Agatha Christie starred in her own mystery in 1926. With her marriage in crisis, she vanished for 11 days and her car was found abandoned. British police launched an all-out search, the world press followed every development in the case and even Arthur Conan Doyle got involved, with the aid of a spiritualist who was given one of Christie’s gloves from which to divine clues to her whereabouts.
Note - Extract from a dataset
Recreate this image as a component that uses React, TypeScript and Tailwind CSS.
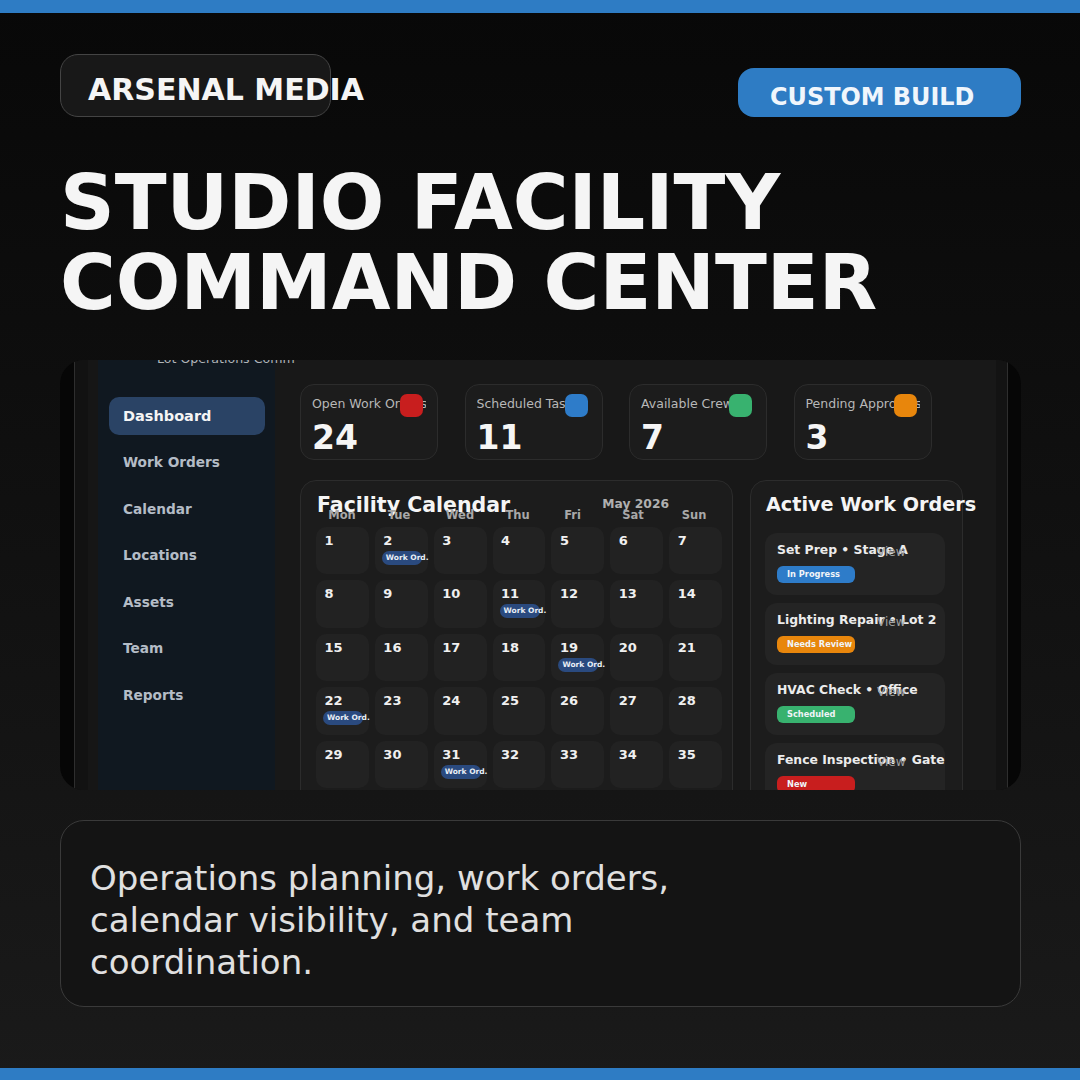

It’s still unknown just where Christie was during those 11 days, but in his 1979 film “Agatha,” director Michael Apted invented a solution to the mystery: In the movie, an American journalist (Dustin Hoffman) finds Agatha Christie (Vanessa Redgrave) in the spa where she has been hiding out. Apted’s film did not aspire to be a Christie-type thriller, but rather a melodrama showing us Christie’s emotional turmoil at that point in her life. It was quite a well-told story, which also showed us something about Christie’s place in the history of popular culture, literature, cinema and theater. Her play, “The Mousetrap,” debuted in London’s West End in 1952 and has been running ever since. Seeing the show has become a must for any tourist itinerary, along with a visit to the Tower of London and Madame Tussauds.

Agatha Christie’s place in cinema is evidently quite assured, and if “Crooked House” does as well at the box office as the recent “Murder on the Orient Express” – and even if it doesn’t – we can surely expect to see more Christie film adaptations in the future.